YOUR GOAL:
Go through the material and write it all out exactly, minus the pictures.

RECORDED DATA:

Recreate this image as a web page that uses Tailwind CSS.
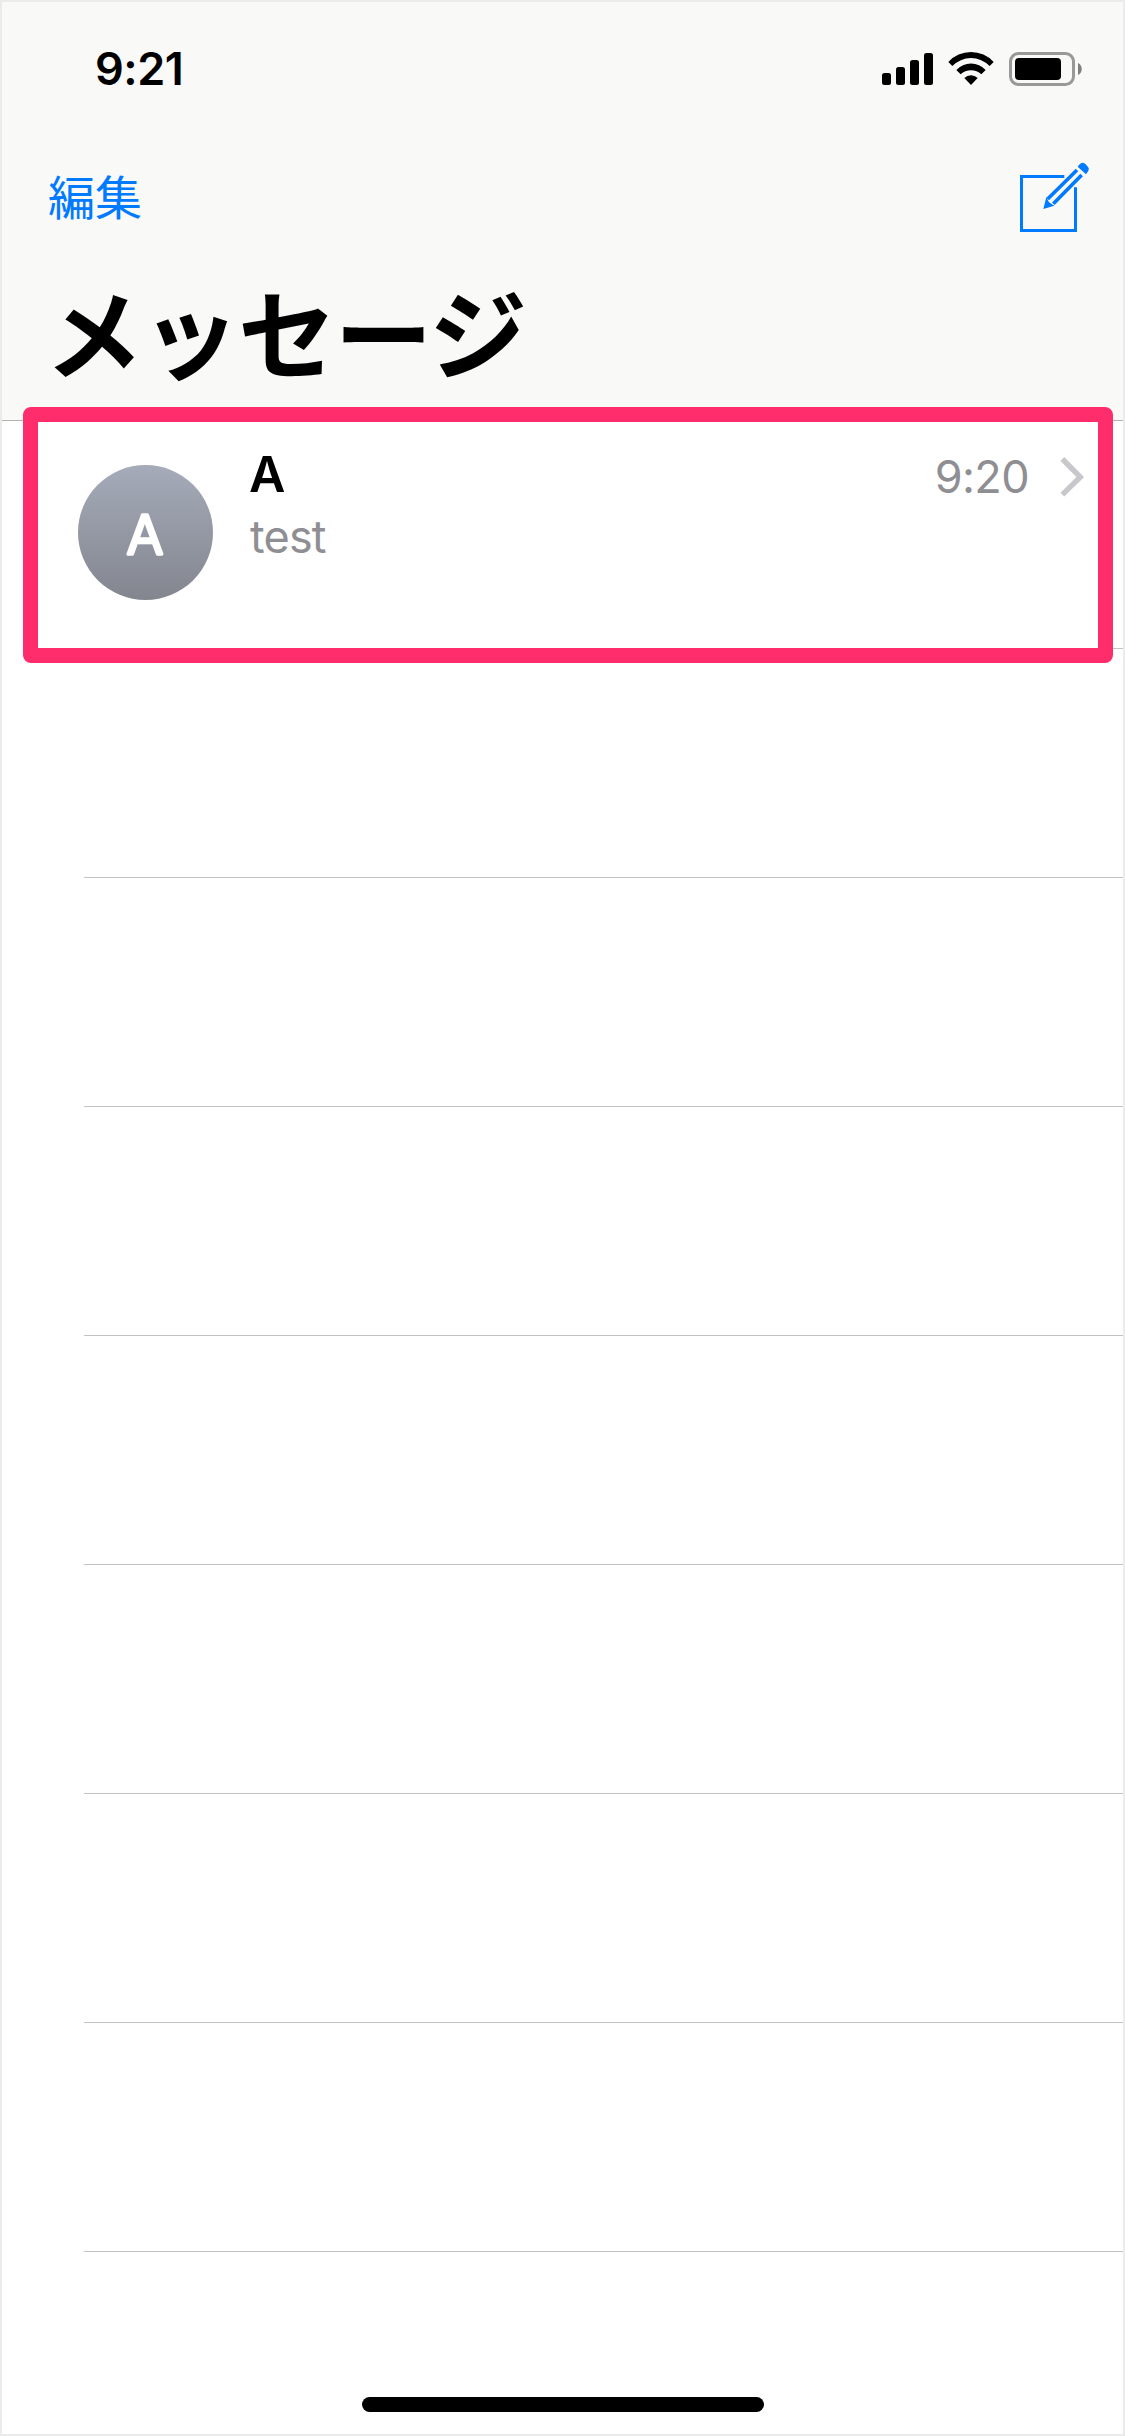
<!DOCTYPE html>
<html lang="ja">
<head>
<meta charset="utf-8">
<title>メッセージ</title>
<script src="https://cdn.jsdelivr.net/npm/@tailwindcss/browser@4"></script>
</head>
<body class="bg-white">
<div class="relative flex h-[2436px] w-[1125px] flex-col overflow-hidden border-2 border-[#ebebeb] bg-white font-[Inter,'Noto_Sans_CJK_JP',sans-serif]">
  <header class="flex h-[419px] shrink-0 flex-col border-b border-[#b2b2b2] bg-[#f9f9f8]">
    <div class="flex h-[134px] shrink-0 items-start justify-between pt-[49px] pl-[93px] pr-[41px]">
      <span class="mt-[-9px] text-[45px] leading-[54px] font-semibold tracking-[-0.5px]">9:21</span>
      <div class="flex">
        <svg class="mt-[2px] h-[32px] w-[51px]" viewBox="0 0 51 32"><rect y="20" width="9" height="12" rx="2.5"/><rect x="14" y="14" width="9" height="18" rx="2.5"/><rect x="28" y="7" width="9" height="25" rx="2.5"/><rect x="42" width="9" height="32" rx="2.5"/></svg>
        <svg class="ml-[15px] h-[35px] w-[46px]" viewBox="264 63 138 105"><path d="M265 96A92 92 0 0 1 401 96L389 108A78 78 0 0 0 277 108ZM289 120A60 60 0 0 1 377 120L364 133A45 45 0 0 0 302 133ZM313 144A29 29 0 0 1 353 144L333 165Z"/></svg>
        <svg class="ml-[15px] mt-px h-[34px] w-[73px]" viewBox="0 0 73 34"><rect x="1.5" y="1.5" width="63" height="31" rx="8" fill="none" stroke="#999" stroke-width="3"/><rect x="6" y="6" width="46" height="22" rx="4"/><path d="M69 11C74 13 74 21 69 23Z" fill="#808080"/></svg>
      </div>
    </div>
    <div class="flex h-[122px] shrink-0 items-start justify-between pl-[46px] pr-[33px]">
      <span class="mt-[24px] font-['Noto_Sans_CJK_JP',sans-serif] text-[47px] leading-[70px] font-normal text-[#007aff]">編集</span>
      <svg class="mt-[26px] h-[70px] w-[70px]" viewBox="480 396 210 210" fill="none" stroke="#007aff" stroke-width="9"><path d="M613 439.500H484.500V601.500H646.500V472"/><path d="M651 420L563 507M665 435L580 521" stroke-width="11"/><path d="M559 501L550 537L583 527L567 517Z" fill="#007aff" stroke="none"/><path d="M653 410Q666 391 677 403L684 411Q691 419 678 433Z" fill="#007aff" stroke="none"/></svg>
    </div>
    <h1 class="-mt-[4px] pl-[43px] font-['Noto_Sans_CJK_JP',sans-serif] text-[98px] leading-[150px] font-bold tracking-[-1.500px] whitespace-nowrap">メッセージ</h1>
  </header>
  <main class="flex flex-col">
    <div class="ml-[82px] flex h-[228px] items-start border-b border-[#c3c3c5]">
      <svg class="-ml-[6px] mt-[44px] h-[135px] w-[135px] shrink-0 rounded-full bg-linear-to-b from-[#a5abb9] to-[#83868f]" viewBox="0 0 135 135"><text x="67" y="88.500" text-anchor="middle" font-size="54" font-weight="300" fill="#fff" stroke="#fff" stroke-width="3.600" stroke-linejoin="round">A</text></svg>
      <div class="ml-[37px] flex flex-1 flex-col pt-[21px]">
        <span class="-ml-px text-[50px] leading-[64px] font-semibold">A</span>
        <span class="mt-px text-[45px] leading-[60px] tracking-[-0.8px] text-[#8e8e93]">test</span>
      </div>
      <span class="mt-[28px] text-[45px] leading-[56px] tracking-[-0.6px] text-[#8e8e93]">9:20</span>
      <svg class="ml-[31px] mr-[39px] mt-[35px] h-[41px] w-[24px]" viewBox="540 198 72 123"><path d="M547 207L601 261L547 314" fill="none" stroke="#c7c7cc" stroke-width="16"/></svg>
    </div>
    <div class="ml-[82px] h-[229px] border-b border-[#c3c3c5]"></div>
    <div class="ml-[82px] h-[229px] border-b border-[#c3c3c5]"></div>
    <div class="ml-[82px] h-[229px] border-b border-[#c3c3c5]"></div>
    <div class="ml-[82px] h-[229px] border-b border-[#c3c3c5]"></div>
    <div class="ml-[82px] h-[229px] border-b border-[#c3c3c5]"></div>
    <div class="ml-[82px] h-[229px] border-b border-[#c3c3c5]"></div>
    <div class="ml-[82px] h-[229px] border-b border-[#c3c3c5]"></div>
  </main>
  <div class="mx-auto mt-[145px] h-[15px] w-[402px] shrink-0 rounded-full bg-black"></div>
  <div class="absolute top-[405px] left-[21px] h-[256px] w-[1090px] rounded-[8px] border-[15px] border-[#ff2d6c]"></div>
</div>
</body>
</html>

ANSWER FOR THE TASK:
Recreate this image as a web page that uses Tailwind CSS.
<!DOCTYPE html>
<html lang="ja">
<head>
<meta charset="utf-8">
<title>メッセージ</title>
<script src="https://cdn.jsdelivr.net/npm/@tailwindcss/browser@4"></script>
</head>
<body class="bg-white">
<div class="relative flex h-[2436px] w-[1125px] flex-col overflow-hidden border-2 border-[#ebebeb] bg-white font-[Inter,'Noto_Sans_CJK_JP',sans-serif]">
  <header class="flex h-[419px] shrink-0 flex-col border-b border-[#b2b2b2] bg-[#f9f9f8]">
    <div class="flex h-[134px] shrink-0 items-start justify-between pt-[49px] pl-[93px] pr-[41px]">
      <span class="mt-[-9px] text-[45px] leading-[54px] font-semibold tracking-[-0.5px]">9:21</span>
      <div class="flex">
        <svg class="mt-[2px] h-[32px] w-[51px]" viewBox="0 0 51 32"><rect y="20" width="9" height="12" rx="2.5"/><rect x="14" y="14" width="9" height="18" rx="2.5"/><rect x="28" y="7" width="9" height="25" rx="2.5"/><rect x="42" width="9" height="32" rx="2.5"/></svg>
        <svg class="ml-[15px] h-[35px] w-[46px]" viewBox="264 63 138 105"><path d="M265 96A92 92 0 0 1 401 96L389 108A78 78 0 0 0 277 108ZM289 120A60 60 0 0 1 377 120L364 133A45 45 0 0 0 302 133ZM313 144A29 29 0 0 1 353 144L333 165Z"/></svg>
        <svg class="ml-[15px] mt-px h-[34px] w-[73px]" viewBox="0 0 73 34"><rect x="1.5" y="1.5" width="63" height="31" rx="8" fill="none" stroke="#999" stroke-width="3"/><rect x="6" y="6" width="46" height="22" rx="4"/><path d="M69 11C74 13 74 21 69 23Z" fill="#808080"/></svg>
      </div>
    </div>
    <div class="flex h-[122px] shrink-0 items-start justify-between pl-[46px] pr-[33px]">
      <span class="mt-[24px] font-['Noto_Sans_CJK_JP',sans-serif] text-[47px] leading-[70px] font-normal text-[#007aff]">編集</span>
      <svg class="mt-[26px] h-[70px] w-[70px]" viewBox="480 396 210 210" fill="none" stroke="#007aff" stroke-width="9"><path d="M613 439.500H484.500V601.500H646.500V472"/><path d="M651 420L563 507M665 435L580 521" stroke-width="11"/><path d="M559 501L550 537L583 527L567 517Z" fill="#007aff" stroke="none"/><path d="M653 410Q666 391 677 403L684 411Q691 419 678 433Z" fill="#007aff" stroke="none"/></svg>
    </div>
    <h1 class="-mt-[4px] pl-[43px] font-['Noto_Sans_CJK_JP',sans-serif] text-[98px] leading-[150px] font-bold tracking-[-1.500px] whitespace-nowrap">メッセージ</h1>
  </header>
  <main class="flex flex-col">
    <div class="ml-[82px] flex h-[228px] items-start border-b border-[#c3c3c5]">
      <svg class="-ml-[6px] mt-[44px] h-[135px] w-[135px] shrink-0 rounded-full bg-linear-to-b from-[#a5abb9] to-[#83868f]" viewBox="0 0 135 135"><text x="67" y="88.500" text-anchor="middle" font-size="54" font-weight="300" fill="#fff" stroke="#fff" stroke-width="3.600" stroke-linejoin="round">A</text></svg>
      <div class="ml-[37px] flex flex-1 flex-col pt-[21px]">
        <span class="-ml-px text-[50px] leading-[64px] font-semibold">A</span>
        <span class="mt-px text-[45px] leading-[60px] tracking-[-0.8px] text-[#8e8e93]">test</span>
      </div>
      <span class="mt-[28px] text-[45px] leading-[56px] tracking-[-0.6px] text-[#8e8e93]">9:20</span>
      <svg class="ml-[31px] mr-[39px] mt-[35px] h-[41px] w-[24px]" viewBox="540 198 72 123"><path d="M547 207L601 261L547 314" fill="none" stroke="#c7c7cc" stroke-width="16"/></svg>
    </div>
    <div class="ml-[82px] h-[229px] border-b border-[#c3c3c5]"></div>
    <div class="ml-[82px] h-[229px] border-b border-[#c3c3c5]"></div>
    <div class="ml-[82px] h-[229px] border-b border-[#c3c3c5]"></div>
    <div class="ml-[82px] h-[229px] border-b border-[#c3c3c5]"></div>
    <div class="ml-[82px] h-[229px] border-b border-[#c3c3c5]"></div>
    <div class="ml-[82px] h-[229px] border-b border-[#c3c3c5]"></div>
    <div class="ml-[82px] h-[229px] border-b border-[#c3c3c5]"></div>
  </main>
  <div class="mx-auto mt-[145px] h-[15px] w-[402px] shrink-0 rounded-full bg-black"></div>
  <div class="absolute top-[405px] left-[21px] h-[256px] w-[1090px] rounded-[8px] border-[15px] border-[#ff2d6c]"></div>
</div>
</body>
</html>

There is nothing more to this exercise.